### Provided data
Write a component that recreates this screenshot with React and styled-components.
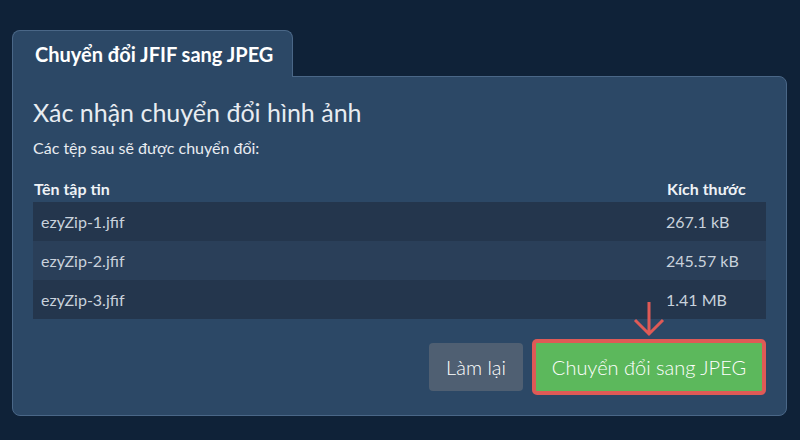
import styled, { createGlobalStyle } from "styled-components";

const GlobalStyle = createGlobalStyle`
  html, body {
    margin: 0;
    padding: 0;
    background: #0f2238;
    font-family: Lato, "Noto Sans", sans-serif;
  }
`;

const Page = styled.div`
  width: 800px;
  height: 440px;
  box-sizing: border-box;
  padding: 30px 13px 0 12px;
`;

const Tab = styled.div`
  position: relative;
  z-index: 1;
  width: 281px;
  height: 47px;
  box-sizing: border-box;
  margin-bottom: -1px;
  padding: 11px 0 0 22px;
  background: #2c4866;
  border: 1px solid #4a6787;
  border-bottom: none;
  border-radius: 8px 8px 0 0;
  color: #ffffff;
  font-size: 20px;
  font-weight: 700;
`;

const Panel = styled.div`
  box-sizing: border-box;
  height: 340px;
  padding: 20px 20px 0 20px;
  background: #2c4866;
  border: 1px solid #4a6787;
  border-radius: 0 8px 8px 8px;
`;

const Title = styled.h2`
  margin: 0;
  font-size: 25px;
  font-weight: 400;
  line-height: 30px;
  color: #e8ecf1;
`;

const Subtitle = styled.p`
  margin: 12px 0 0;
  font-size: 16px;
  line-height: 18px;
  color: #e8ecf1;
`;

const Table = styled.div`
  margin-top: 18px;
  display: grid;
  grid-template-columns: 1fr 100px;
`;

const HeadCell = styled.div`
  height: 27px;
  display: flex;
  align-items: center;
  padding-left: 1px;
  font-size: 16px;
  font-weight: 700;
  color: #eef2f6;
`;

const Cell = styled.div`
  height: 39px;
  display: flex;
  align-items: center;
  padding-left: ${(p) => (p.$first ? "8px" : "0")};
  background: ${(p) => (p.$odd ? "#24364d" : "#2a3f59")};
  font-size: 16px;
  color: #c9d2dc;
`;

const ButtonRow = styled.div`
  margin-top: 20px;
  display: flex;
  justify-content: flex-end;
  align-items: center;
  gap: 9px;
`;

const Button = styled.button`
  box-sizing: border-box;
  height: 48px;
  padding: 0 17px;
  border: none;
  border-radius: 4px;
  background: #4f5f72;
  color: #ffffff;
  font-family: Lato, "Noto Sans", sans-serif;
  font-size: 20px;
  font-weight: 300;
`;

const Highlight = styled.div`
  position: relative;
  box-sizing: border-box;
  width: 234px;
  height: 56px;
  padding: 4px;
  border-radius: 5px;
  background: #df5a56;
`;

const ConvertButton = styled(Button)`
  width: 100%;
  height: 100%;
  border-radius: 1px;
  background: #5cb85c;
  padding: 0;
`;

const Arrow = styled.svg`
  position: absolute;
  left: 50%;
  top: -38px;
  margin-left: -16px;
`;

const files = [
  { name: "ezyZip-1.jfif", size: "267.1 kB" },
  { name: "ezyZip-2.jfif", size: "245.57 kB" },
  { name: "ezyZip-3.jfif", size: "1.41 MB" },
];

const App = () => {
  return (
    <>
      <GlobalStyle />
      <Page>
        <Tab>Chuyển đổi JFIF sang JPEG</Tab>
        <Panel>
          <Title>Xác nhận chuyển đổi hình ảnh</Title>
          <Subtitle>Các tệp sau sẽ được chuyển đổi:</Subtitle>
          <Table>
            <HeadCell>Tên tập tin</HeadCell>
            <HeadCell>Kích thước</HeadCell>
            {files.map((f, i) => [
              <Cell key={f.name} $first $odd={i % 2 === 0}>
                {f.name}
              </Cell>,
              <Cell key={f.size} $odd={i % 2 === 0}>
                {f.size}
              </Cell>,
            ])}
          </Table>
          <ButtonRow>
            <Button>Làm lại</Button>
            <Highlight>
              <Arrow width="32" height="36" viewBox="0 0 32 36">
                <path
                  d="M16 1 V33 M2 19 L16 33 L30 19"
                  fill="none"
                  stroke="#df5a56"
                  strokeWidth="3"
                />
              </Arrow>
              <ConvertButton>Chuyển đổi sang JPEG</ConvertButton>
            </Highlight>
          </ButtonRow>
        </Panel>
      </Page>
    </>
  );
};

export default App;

### Exercise brief
Write out the full set of lines verbatim, without the pictures.

### Task response
Write a component that recreates this screenshot with React and styled-components.
import styled, { createGlobalStyle } from "styled-components";

const GlobalStyle = createGlobalStyle`
  html, body {
    margin: 0;
    padding: 0;
    background: #0f2238;
    font-family: Lato, "Noto Sans", sans-serif;
  }
`;

const Page = styled.div`
  width: 800px;
  height: 440px;
  box-sizing: border-box;
  padding: 30px 13px 0 12px;
`;

const Tab = styled.div`
  position: relative;
  z-index: 1;
  width: 281px;
  height: 47px;
  box-sizing: border-box;
  margin-bottom: -1px;
  padding: 11px 0 0 22px;
  background: #2c4866;
  border: 1px solid #4a6787;
  border-bottom: none;
  border-radius: 8px 8px 0 0;
  color: #ffffff;
  font-size: 20px;
  font-weight: 700;
`;

const Panel = styled.div`
  box-sizing: border-box;
  height: 340px;
  padding: 20px 20px 0 20px;
  background: #2c4866;
  border: 1px solid #4a6787;
  border-radius: 0 8px 8px 8px;
`;

const Title = styled.h2`
  margin: 0;
  font-size: 25px;
  font-weight: 400;
  line-height: 30px;
  color: #e8ecf1;
`;

const Subtitle = styled.p`
  margin: 12px 0 0;
  font-size: 16px;
  line-height: 18px;
  color: #e8ecf1;
`;

const Table = styled.div`
  margin-top: 18px;
  display: grid;
  grid-template-columns: 1fr 100px;
`;

const HeadCell = styled.div`
  height: 27px;
  display: flex;
  align-items: center;
  padding-left: 1px;
  font-size: 16px;
  font-weight: 700;
  color: #eef2f6;
`;

const Cell = styled.div`
  height: 39px;
  display: flex;
  align-items: center;
  padding-left: ${(p) => (p.$first ? "8px" : "0")};
  background: ${(p) => (p.$odd ? "#24364d" : "#2a3f59")};
  font-size: 16px;
  color: #c9d2dc;
`;

const ButtonRow = styled.div`
  margin-top: 20px;
  display: flex;
  justify-content: flex-end;
  align-items: center;
  gap: 9px;
`;

const Button = styled.button`
  box-sizing: border-box;
  height: 48px;
  padding: 0 17px;
  border: none;
  border-radius: 4px;
  background: #4f5f72;
  color: #ffffff;
  font-family: Lato, "Noto Sans", sans-serif;
  font-size: 20px;
  font-weight: 300;
`;

const Highlight = styled.div`
  position: relative;
  box-sizing: border-box;
  width: 234px;
  height: 56px;
  padding: 4px;
  border-radius: 5px;
  background: #df5a56;
`;

const ConvertButton = styled(Button)`
  width: 100%;
  height: 100%;
  border-radius: 1px;
  background: #5cb85c;
  padding: 0;
`;

const Arrow = styled.svg`
  position: absolute;
  left: 50%;
  top: -38px;
  margin-left: -16px;
`;

const files = [
  { name: "ezyZip-1.jfif", size: "267.1 kB" },
  { name: "ezyZip-2.jfif", size: "245.57 kB" },
  { name: "ezyZip-3.jfif", size: "1.41 MB" },
];

const App = () => {
  return (
    <>
      <GlobalStyle />
      <Page>
        <Tab>Chuyển đổi JFIF sang JPEG</Tab>
        <Panel>
          <Title>Xác nhận chuyển đổi hình ảnh</Title>
          <Subtitle>Các tệp sau sẽ được chuyển đổi:</Subtitle>
          <Table>
            <HeadCell>Tên tập tin</HeadCell>
            <HeadCell>Kích thước</HeadCell>
            {files.map((f, i) => [
              <Cell key={f.name} $first $odd={i % 2 === 0}>
                {f.name}
              </Cell>,
              <Cell key={f.size} $odd={i % 2 === 0}>
                {f.size}
              </Cell>,
            ])}
          </Table>
          <ButtonRow>
            <Button>Làm lại</Button>
            <Highlight>
              <Arrow width="32" height="36" viewBox="0 0 32 36">
                <path
                  d="M16 1 V33 M2 19 L16 33 L30 19"
                  fill="none"
                  stroke="#df5a56"
                  strokeWidth="3"
                />
              </Arrow>
              <ConvertButton>Chuyển đổi sang JPEG</ConvertButton>
            </Highlight>
          </ButtonRow>
        </Panel>
      </Page>
    </>
  );
};

export default App;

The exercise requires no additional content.